All this hard work is balanced against a loosening of the reins on reporting against the spending of allocated funding for access and participation. In the past expenditure was carefully reported as part of the access plan monitoring statement – this now migrates to general OfS monitoring process, and there are no longer requirements to report expenditure on student success and progression – as providers have been keen to point out this is difficult to disaggregate.

There’s obviously nothing OfS can say about their use of funding to support the access and participation agenda. We know that the National Collaborative Outreach Programme (NCOP) will be evaluated by the board this autumn, and the consultation outline plans for student premiums with the usual collection of buzzwords: directly linked to outcomes, targeted, evidence-based, add value to provider investment, and provide sector-wide benefits not offered by the market.

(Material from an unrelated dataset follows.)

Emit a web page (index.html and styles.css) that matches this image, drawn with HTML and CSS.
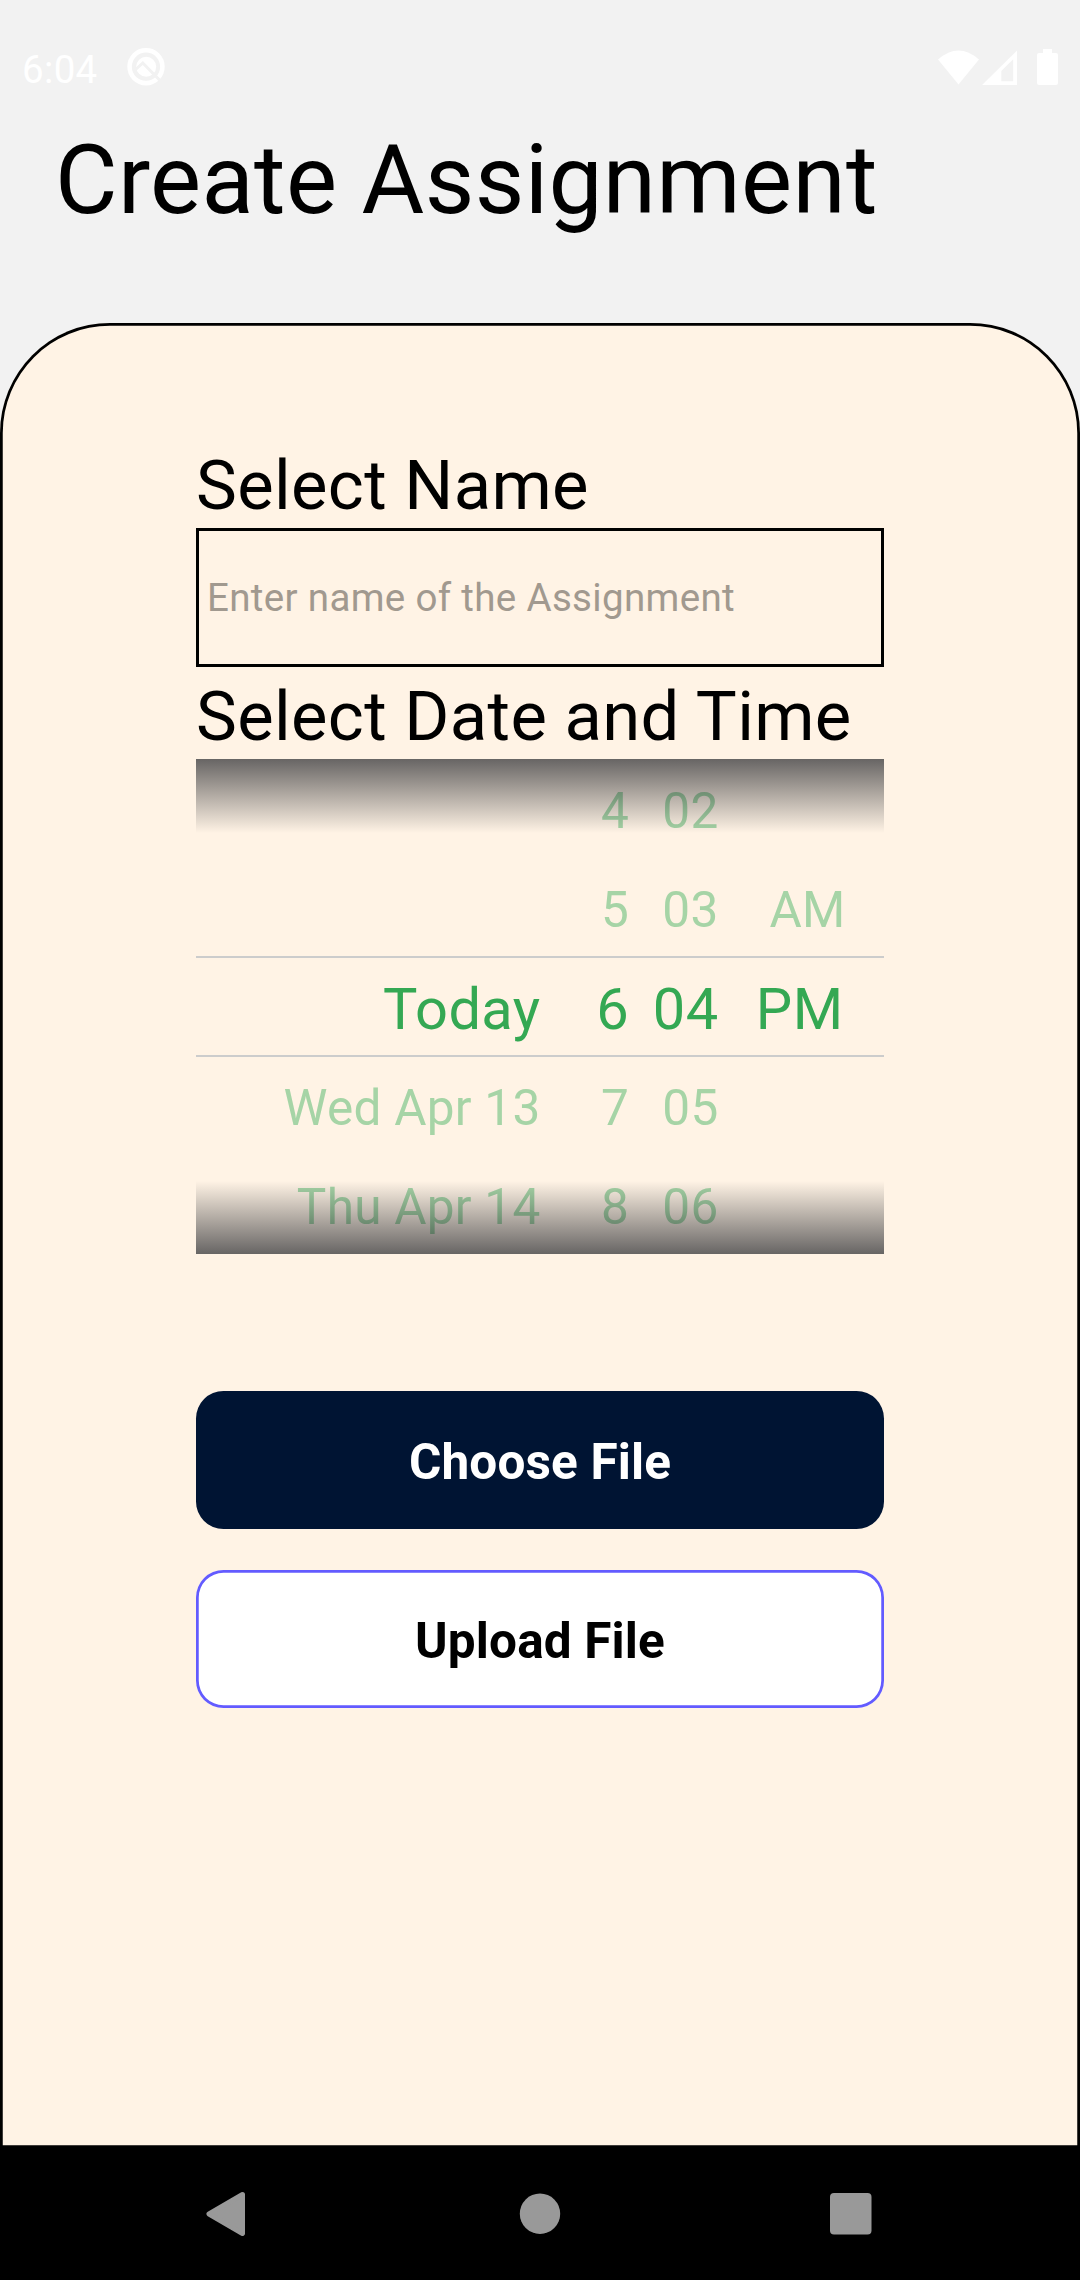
FILE: index.html
```html
<!DOCTYPE html>
<html lang="en">
<head>
<meta charset="utf-8">
<title>Create Assignment</title>
<link rel="stylesheet" href="styles.css">
</head>
<body>
<div class="screen">
  <header class="status">
    <span class="clock">6:04</span>
    <svg class="debug" width="38" height="38" viewBox="0 0 38 38" fill="none">
      <circle cx="19" cy="18.700" r="16.400" stroke="#fff" stroke-width="4.600"/>
      <circle cx="19.200" cy="18.700" r="10" fill="#fff"/>
      <path d="M7.500 22.500L15.800 15 34 33.500" stroke="#f2f2f2" stroke-width="3"/>
    </svg>
    <svg class="signals" width="122" height="38" viewBox="0 0 122 38" fill="#fff">
      <path d="M0 10.500Q20.500-7.500 41 10.500L20.500 35.500Z"/>
      <path fill-rule="evenodd" d="M44 36L79 1.500V36ZM63.300 22V32.200H75.200V10.200Z"/>
      <path d="M105 0H114V4H118Q120 4 120 6V34Q120 36 118 36H101Q99 36 99 34V6Q99 4 101 4H105Z"/>
    </svg>
  </header>
  <h1 class="title">Create Assignment</h1>
  <main class="card">
    <label class="label" for="name">Select Name</label>
    <input class="field" id="name" type="text" placeholder="Enter name of the Assignment">
    <div class="label label-date">Select Date and Time</div>
    <div class="picker">
      <div class="wheel wheel-day"><span></span><span></span><span class="current">Today</span><span>Wed Apr 13</span><span>Thu Apr 14</span></div>
      <div class="wheel wheel-hour"><span>4</span><span>5</span><span class="current">6</span><span>7</span><span>8</span></div>
      <div class="wheel wheel-minute"><span>02</span><span>03</span><span class="current">04</span><span>05</span><span>06</span></div>
      <div class="wheel wheel-period"><span></span><span>AM</span><span class="current">PM</span><span></span><span></span></div>
    </div>
    <button class="button choose" type="button">Choose File</button>
    <button class="button upload" type="button">Upload File</button>
  </main>
  <nav class="nav">
    <svg width="45" height="48" viewBox="0 0 45 48"><path d="M37.500 4.500L4 24 37.500 43.500Z" fill="#999" stroke="#999" stroke-width="5" stroke-linejoin="round"/></svg>
    <svg width="42" height="42" viewBox="0 0 42 42"><circle cx="21" cy="20.700" r="20.200" fill="#999"/></svg>
    <svg width="42" height="42" viewBox="0 0 42 42"><rect width="41.500" height="41.500" rx="4" fill="#999"/></svg>
  </nav>
</div>
</body>
</html>
```
FILE: styles.css
```css
* {
  box-sizing: border-box;
}

body {
  margin: 0;
  background: #f2f2f2;
  font-family: Roboto, sans-serif;
  color: #000;
}

.screen {
  width: 1080px;
  height: 2280px;
  display: flex;
  flex-direction: column;
  overflow: hidden;
  letter-spacing: 0.34px;
}

.status {
  height: 132px;
  padding: 48px 20px 0 22px;
  display: flex;
  align-items: flex-start;
  color: #fff;
}

.clock {
  width: 105px;
  font-size: 38.5px;
  line-height: 44px;
}

.signals {
  margin-left: auto;
  margin-top: 1px;
}

.title {
  height: 191px;
  margin: 0;
  padding-left: 55px;
  font-size: 96.25px;
  font-weight: 400;
  line-height: 96px;
}

/* The lower border runs on beneath the navigation bar. */
.card {
  flex: 1;
  margin-bottom: -2px;
  padding: 121px 196px 0;
  display: flex;
  flex-direction: column;
  background: #fff3e5;
  border-radius: 110px 110px 0 0;
  box-shadow: inset 0 0 0 2.75px #000;
}

.label {
  height: 84px;
  padding-top: 1px;
  font-size: 68.75px;
  line-height: 82px;
}

.label-date {
  height: 92px;
  padding-top: 9px;
}

.field {
  width: 100%;
  height: 139px;
  padding: 0 8px;
  border: 3px solid #000;
  border-radius: 0;
  background: none;
  font: 38.5px Roboto, sans-serif;
  letter-spacing: inherit;
  outline: none;
}

.field::placeholder {
  color: #a1998f;
  opacity: 1;
}

.picker {
  position: relative;
  height: 495px;
  display: flex;
  color: #a6d4a6;
}

/* Shading at both ends and the two rules round the selected row. */
.picker::after {
  content: "";
  position: absolute;
  inset: 0;
  background:
    linear-gradient(#ccc, #ccc) 0 197px / 100% 2px no-repeat,
    linear-gradient(#ccc, #ccc) 0 296px / 100% 2px no-repeat,
    linear-gradient(rgba(2, 6, 14, 0.6), rgba(2, 6, 14, 0)) top / 100% 74px no-repeat,
    linear-gradient(rgba(2, 6, 14, 0), rgba(2, 6, 14, 0.6)) bottom / 100% 73px no-repeat;
}

.wheel {
  display: grid;
  grid-template-rows: repeat(5, 99px);
  font-size: 49.5px;
  line-height: 105px;
  letter-spacing: 0.25px;
  text-align: right;
  white-space: nowrap;
}

.wheel-day {
  width: 344.5px;
}

.wheel-hour {
  width: 88.5px;
}

.wheel-minute {
  width: 89.5px;
}

.wheel-period {
  width: 127px;
}

.current {
  color: #34a853;
  font-size: 57.75px;
  letter-spacing: 0.4px;
}

.wheel-period .current {
  padding-right: 2px;
}

.button {
  height: 138px;
  padding: 3px 0 0;
  border: 0;
  border-radius: 27.5px;
  font: bold 49.5px Roboto, sans-serif;
  letter-spacing: 0.15px;
}

.choose {
  margin-top: 137px;
  background: #001433;
  color: #fff;
}

.upload {
  margin-top: 41px;
  background: #fff;
  color: #000;
  box-shadow: inset 0 0 0 2.75px #635bff;
}

.nav {
  height: 134px;
  padding: 2px 208px 0 205px;
  display: flex;
  align-items: center;
  justify-content: space-between;
  background: #000;
}
```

A slightly more standardised evaluation strategy will provide some of this evidence.

The consultation closes on 12 October, so there’s plenty of time to respond.

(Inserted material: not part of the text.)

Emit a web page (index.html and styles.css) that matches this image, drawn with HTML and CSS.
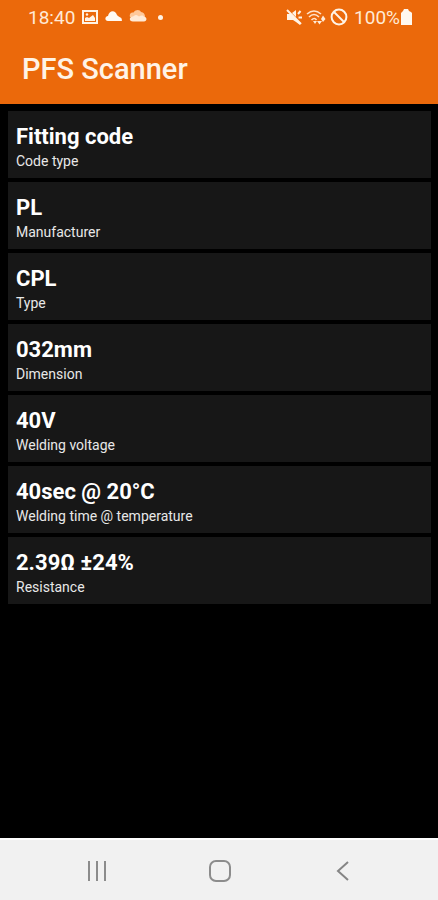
FILE: index.html
```html
<!DOCTYPE html>
<html lang="en">

<head>
    <meta charset="UTF-8">
    <meta name="viewport" content="width=device-width, initial-scale=1.0">

    <link rel="stylesheet" href="styles.css">

    <title>PFS Scanner</title>
</head>

<body>
    <header class="header">
        <div class="status">
            <div class="status-left">
                <span class="clock">18:40</span>
                <svg width="16" height="16" viewBox="0 0 16 16">
                    <path d="M1 2h14v12H1z" fill="none" stroke="#fff3e6" stroke-width="2" />
                    <path d="M3 12V9l2-1 2 1 4-3 2 3v3z" fill="#fff3e6" />
                    <circle cx="5" cy="5.500" r="1.200" fill="#fff3e6" />
                </svg>
                <svg width="17" height="16" viewBox="0 0 17 16">
                    <path d="M3 12C-.5 12-.5 7.500 3 7 4 1 10.500.5 12 6c1 1 1.500 1.500 2.500 2q3 .8 2.300 4z" fill="#fffaf3" />
                </svg>
                <svg width="18" height="16" viewBox="0 0 18 16">
                    <path d="M1 8C0 4 3 3 4.500 3.500 7 0 11 .5 12 3q4 .5 4 5z" fill="#ffc899" />
                    <path d="M4 12.500C-.5 12.500 0 7.500 4 7.500c2-2 4-2 6 0 2-1.500 4-1.500 5 .2 3.500 0 3 4.800 0 4.800z" fill="#ffead6" />
                </svg>
                <span class="dot"></span>
            </div>
            <div class="status-right">
                <svg width="16" height="16" viewBox="0 0 16 16">
                    <path d="M1 5h4l9 9v2l-4-3-3-2H1zM6 4l4-3v7z" fill="#fff3e6" />
                    <path d="M1 1l14 14M12 5l2.500-3M12.500 8.500H16" fill="none" stroke="#fff3e6" stroke-width="2" />
                </svg>
                <svg width="20" height="16" viewBox="0 0 20 16">
                    <path d="M1 5q7-6 14 0M3 8q5-5 10 0M5.500 11q3-3 5 0" fill="none" stroke="#ffe3cb" stroke-width="1.600" />
                    <path d="M7 12h4l-2 3zM11 12h5l-2.500 3.500zM15 10l2-3.500 2.500 3.500-2.500 3z" fill="#ffead6" />
                </svg>
                <svg width="18" height="18" viewBox="0 0 18 18">
                    <circle cx="9" cy="9" r="7.400" fill="none" stroke="#fff3e6" stroke-width="2" />
                    <path d="M4 4l10 10" stroke="#fff3e6" stroke-width="2" />
                </svg>
                <span class="battery">
                    100%
                    <svg width="12" height="16" viewBox="0 0 12 16">
                        <path d="M4 0h4l1 2 2 1 1 1v12H1V4l1-1 1-1z" fill="#fff8ef" />
                    </svg>
                </span>
            </div>
        </div>
        <h1>PFS Scanner</h1>
    </header>

    <main>
        <dl class="list">
            <div class="card">
                <dt>Code type</dt>
                <dd>Fitting code</dd>
            </div>
            <div class="card">
                <dt>Manufacturer</dt>
                <dd>PL</dd>
            </div>
            <div class="card">
                <dt>Type</dt>
                <dd>CPL</dd>
            </div>
            <div class="card">
                <dt>Dimension</dt>
                <dd>032mm</dd>
            </div>
            <div class="card">
                <dt>Welding voltage</dt>
                <dd>40V</dd>
            </div>
            <div class="card">
                <dt>Welding time @ temperature</dt>
                <dd>40sec @ 20°C</dd>
            </div>
            <div class="card">
                <dt>Resistance</dt>
                <dd>2.39Ω ±24%</dd>
            </div>
        </dl>
    </main>

    <nav class="navbar">
        <button type="button" aria-label="Recent apps">
            <svg width="22" height="22" viewBox="0 0 22 22">
                <path d="M3 1v20M11 1v20M19 1v20" stroke="#8c8c8c" stroke-width="2" />
            </svg>
        </button>
        <button type="button" aria-label="Home">
            <svg width="22" height="22" viewBox="0 0 22 22">
                <rect x="1" y="1" width="20" height="20" rx="6" fill="none" stroke="#8c8c8c" stroke-width="2" />
            </svg>
        </button>
        <button type="button" aria-label="Back">
            <svg width="22" height="22" viewBox="0 0 22 22">
                <path d="M16 2L6 11l10 9" fill="none" stroke="#858585" stroke-width="2" />
            </svg>
        </button>
    </nav>
</body>

</html>
```

FILE: styles.css
```css
*,
*::before,
*::after {
    box-sizing: border-box;
}

body {
    display: flex;
    flex-direction: column;
    min-height: 100vh;
    margin: 0;
    font-family: Roboto, sans-serif;
    color: #fff;
    background: #000;
}

svg {
    display: block;
}

.header {
    background: #eb690b;
}

.status {
    display: flex;
    justify-content: space-between;
    align-items: center;
    height: 34px;
    padding: 0 26px 0 28px;
    font-size: 19px;
    color: #ffead6;
}

.status-left {
    display: flex;
    align-items: center;
    gap: 7px;
}

.status-right {
    display: flex;
    align-items: center;
    gap: 4px;
}

.battery {
    display: flex;
    align-items: center;
    margin-left: 2px;
}

.dot {
    width: 5px;
    height: 5px;
    margin-left: 4px;
    border-radius: 50%;
    background: #fff3e6;
}

h1 {
    margin: 0;
    padding: 17px 22px;
    font-size: 29px;
    font-weight: 500;
    line-height: 36px;
    color: #fff3e6;
}

main {
    flex: 1;
    padding: 7px 7px 7px 8px;
}

.list {
    display: grid;
    gap: 4px;
    margin: 0;
}

.card {
    display: flex;
    flex-direction: column-reverse;
    padding: 12px 8px 6px;
    background: #171717;
}

dd {
    margin: 0;
    font-size: 22px;
    font-weight: 700;
    line-height: 28px;
}

dt {
    font-size: 14px;
    line-height: 21px;
    color: #e8e8e8;
}

.navbar {
    display: grid;
    grid-template-columns: repeat(3, 1fr);
    height: 62px;
    padding: 0 34px 0 36px;
    border-top: 2px solid #fff;
    background: #f1f1f1;
}

.navbar button {
    display: flex;
    justify-content: center;
    align-items: center;
    padding: 2px 0 0;
    border: 0;
    background: none;
}
```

One response to “A step change for access and participation?

  1. The OfS – and the wider sector – need to be very cautious about making inferences about trends in access using UCAS data.

    First, it excludes all part-time students – looking at all students it is clearly not true that there are more disabled students, more students from a non-white background and more students from under-represented areas: there are far less (e.g. there are 17% fewer entrants from POLAR Q1 than there were in 2011/12)

    Second, UCAS data refers to the number of students accepted on courses; it does not refer to the number who actually take those up and participate in HE for any length of time. Comparing UCAS data with HEIPR data shows that the UCAS numbers exaggerate participation at age 18 by around 20% – I suspect a disproportionate share of those non-participants who were accepted for entry will be from disadvantaged backgrounds.